## What you are asked to do
Word for word, quote all of the material, omitting the pictures.

--- Start Given material ---

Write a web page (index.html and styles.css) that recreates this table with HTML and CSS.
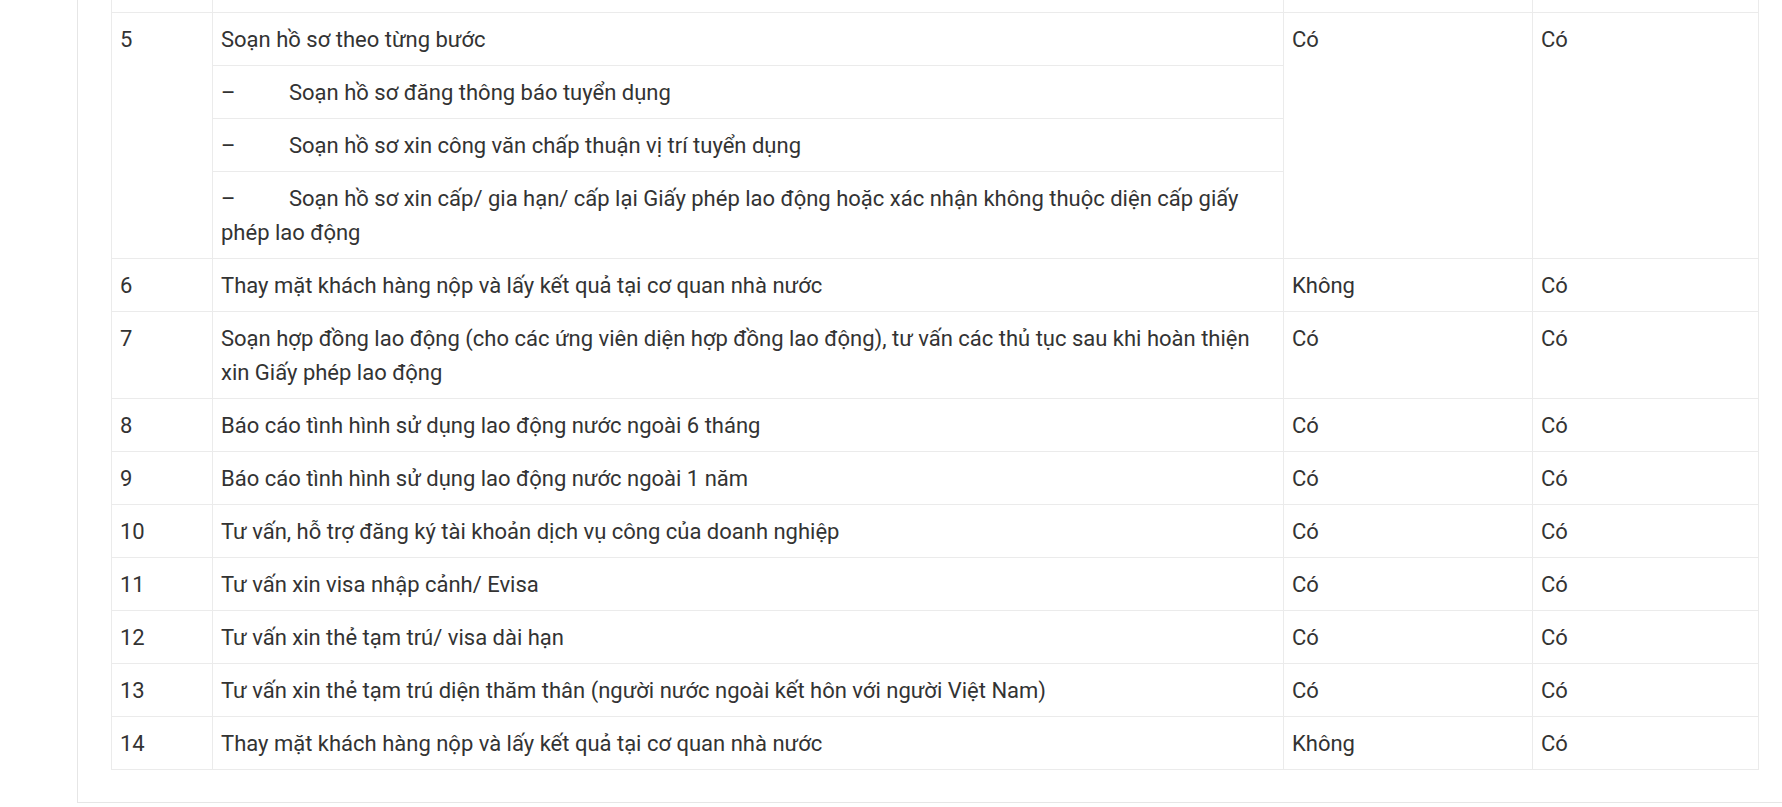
FILE: index.html
```html
<!DOCTYPE html>
<html lang="vi">
<head>
  <meta charset="UTF-8"/>
  <meta name="viewport" content="width=device-width, initial-scale=1.0"/>
  <title>Bảng dịch vụ giấy phép lao động</title>
  <link rel="stylesheet" href="styles.css">
</head>
<body>
  <div class="card">
    <table class="service-table">
      <colgroup>
        <col class="col-no">
        <col class="col-task">
        <col class="col-a">
        <col class="col-b">
      </colgroup>
      <tbody>
        <!-- phần cuối của hàng trước, bị cắt -->
        <tr class="cut">
          <td></td><td></td><td></td><td></td>
        </tr>
        <tr>
          <td rowspan="4">5</td>
          <td>Soạn hồ sơ theo từng bước</td>
          <td rowspan="4">Có</td>
          <td rowspan="4">Có</td>
        </tr>
        <tr>
          <td class="step">–&#9;Soạn hồ sơ đăng thông báo tuyển dụng</td>
        </tr>
        <tr>
          <td class="step">–&#9;Soạn hồ sơ xin công văn chấp thuận vị trí tuyển dụng</td>
        </tr>
        <tr>
          <td class="step">–&#9;Soạn hồ sơ xin cấp/ gia hạn/ cấp lại Giấy phép lao động hoặc xác nhận không thuộc diện cấp giấy phép lao động</td>
        </tr>
        <tr>
          <td>6</td>
          <td>Thay mặt khách hàng nộp và lấy kết quả tại cơ quan nhà nước</td>
          <td>Không</td>
          <td>Có</td>
        </tr>
        <tr>
          <td>7</td>
          <td>Soạn hợp đồng lao động (cho các ứng viên diện hợp đồng lao động), tư vấn các thủ tục sau khi hoàn thiện xin Giấy phép lao động</td>
          <td>Có</td>
          <td>Có</td>
        </tr>
        <tr>
          <td>8</td>
          <td>Báo cáo tình hình sử dụng lao động nước ngoài 6 tháng</td>
          <td>Có</td>
          <td>Có</td>
        </tr>
        <tr>
          <td>9</td>
          <td>Báo cáo tình hình sử dụng lao động nước ngoài 1 năm</td>
          <td>Có</td>
          <td>Có</td>
        </tr>
        <tr>
          <td>10</td>
          <td>Tư vấn, hỗ trợ đăng ký tài khoản dịch vụ công của doanh nghiệp</td>
          <td>Có</td>
          <td>Có</td>
        </tr>
        <tr>
          <td>11</td>
          <td>Tư vấn xin visa nhập cảnh/ Evisa</td>
          <td>Có</td>
          <td>Có</td>
        </tr>
        <tr>
          <td>12</td>
          <td>Tư vấn xin thẻ tạm trú/ visa dài hạn</td>
          <td>Có</td>
          <td>Có</td>
        </tr>
        <tr>
          <td>13</td>
          <td>Tư vấn xin thẻ tạm trú diện thăm thân (người nước ngoài kết hôn với người Việt Nam)</td>
          <td>Có</td>
          <td>Có</td>
        </tr>
        <tr>
          <td>14</td>
          <td>Thay mặt khách hàng nộp và lấy kết quả tại cơ quan nhà nước</td>
          <td>Không</td>
          <td>Có</td>
        </tr>
      </tbody>
    </table>
  </div>
</body>
</html>
```

FILE: styles.css
```css
body {
  margin: 0;
  padding: 0;
  background: #fff;
  color: #333;
  font-family: Roboto, "Noto Sans", sans-serif;
  overflow: hidden;
}
/* khung bài viết, cạnh phải nằm ngoài màn hình */
.card {
  margin-left: 77px;
  width: 1720px;
  padding: 0 33px 32px 33px;
  border-left: 1px solid #e6e6e6;
  border-bottom: 1px solid #e6e6e6;
  box-sizing: border-box;
}
.service-table {
  width: 1647px;
  table-layout: fixed;
  border-collapse: collapse;
  font-size: 22px;
  line-height: 34px;
}
.col-no { width: 101px; }
.col-task { width: 1071px; }
.col-a { width: 249px; }
.col-b { width: 226px; }
.service-table td {
  border: 1px solid #ebebeb;
  padding: 10px 8px 8px;
  vertical-align: top;
  text-align: left;
}
.service-table .cut td {
  border-top: none;
  height: 12px;
  padding: 0;
}
/* gạch đầu dòng kiểu Word: dấu – rồi một tab */
.service-table td.step {
  white-space: pre-wrap;
  tab-size: 68px;
}
```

--- End Given material ---

## Complete output
Write a web page (index.html and styles.css) that recreates this table with HTML and CSS.
FILE: index.html
```html
<!DOCTYPE html>
<html lang="vi">
<head>
  <meta charset="UTF-8"/>
  <meta name="viewport" content="width=device-width, initial-scale=1.0"/>
  <title>Bảng dịch vụ giấy phép lao động</title>
  <link rel="stylesheet" href="styles.css">
</head>
<body>
  <div class="card">
    <table class="service-table">
      <colgroup>
        <col class="col-no">
        <col class="col-task">
        <col class="col-a">
        <col class="col-b">
      </colgroup>
      <tbody>
        <!-- phần cuối của hàng trước, bị cắt -->
        <tr class="cut">
          <td></td><td></td><td></td><td></td>
        </tr>
        <tr>
          <td rowspan="4">5</td>
          <td>Soạn hồ sơ theo từng bước</td>
          <td rowspan="4">Có</td>
          <td rowspan="4">Có</td>
        </tr>
        <tr>
          <td class="step">–&#9;Soạn hồ sơ đăng thông báo tuyển dụng</td>
        </tr>
        <tr>
          <td class="step">–&#9;Soạn hồ sơ xin công văn chấp thuận vị trí tuyển dụng</td>
        </tr>
        <tr>
          <td class="step">–&#9;Soạn hồ sơ xin cấp/ gia hạn/ cấp lại Giấy phép lao động hoặc xác nhận không thuộc diện cấp giấy phép lao động</td>
        </tr>
        <tr>
          <td>6</td>
          <td>Thay mặt khách hàng nộp và lấy kết quả tại cơ quan nhà nước</td>
          <td>Không</td>
          <td>Có</td>
        </tr>
        <tr>
          <td>7</td>
          <td>Soạn hợp đồng lao động (cho các ứng viên diện hợp đồng lao động), tư vấn các thủ tục sau khi hoàn thiện xin Giấy phép lao động</td>
          <td>Có</td>
          <td>Có</td>
        </tr>
        <tr>
          <td>8</td>
          <td>Báo cáo tình hình sử dụng lao động nước ngoài 6 tháng</td>
          <td>Có</td>
          <td>Có</td>
        </tr>
        <tr>
          <td>9</td>
          <td>Báo cáo tình hình sử dụng lao động nước ngoài 1 năm</td>
          <td>Có</td>
          <td>Có</td>
        </tr>
        <tr>
          <td>10</td>
          <td>Tư vấn, hỗ trợ đăng ký tài khoản dịch vụ công của doanh nghiệp</td>
          <td>Có</td>
          <td>Có</td>
        </tr>
        <tr>
          <td>11</td>
          <td>Tư vấn xin visa nhập cảnh/ Evisa</td>
          <td>Có</td>
          <td>Có</td>
        </tr>
        <tr>
          <td>12</td>
          <td>Tư vấn xin thẻ tạm trú/ visa dài hạn</td>
          <td>Có</td>
          <td>Có</td>
        </tr>
        <tr>
          <td>13</td>
          <td>Tư vấn xin thẻ tạm trú diện thăm thân (người nước ngoài kết hôn với người Việt Nam)</td>
          <td>Có</td>
          <td>Có</td>
        </tr>
        <tr>
          <td>14</td>
          <td>Thay mặt khách hàng nộp và lấy kết quả tại cơ quan nhà nước</td>
          <td>Không</td>
          <td>Có</td>
        </tr>
      </tbody>
    </table>
  </div>
</body>
</html>
```

FILE: styles.css
```css
body {
  margin: 0;
  padding: 0;
  background: #fff;
  color: #333;
  font-family: Roboto, "Noto Sans", sans-serif;
  overflow: hidden;
}
/* khung bài viết, cạnh phải nằm ngoài màn hình */
.card {
  margin-left: 77px;
  width: 1720px;
  padding: 0 33px 32px 33px;
  border-left: 1px solid #e6e6e6;
  border-bottom: 1px solid #e6e6e6;
  box-sizing: border-box;
}
.service-table {
  width: 1647px;
  table-layout: fixed;
  border-collapse: collapse;
  font-size: 22px;
  line-height: 34px;
}
.col-no { width: 101px; }
.col-task { width: 1071px; }
.col-a { width: 249px; }
.col-b { width: 226px; }
.service-table td {
  border: 1px solid #ebebeb;
  padding: 10px 8px 8px;
  vertical-align: top;
  text-align: left;
}
.service-table .cut td {
  border-top: none;
  height: 12px;
  padding: 0;
}
/* gạch đầu dòng kiểu Word: dấu – rồi một tab */
.service-table td.step {
  white-space: pre-wrap;
  tab-size: 68px;
}
```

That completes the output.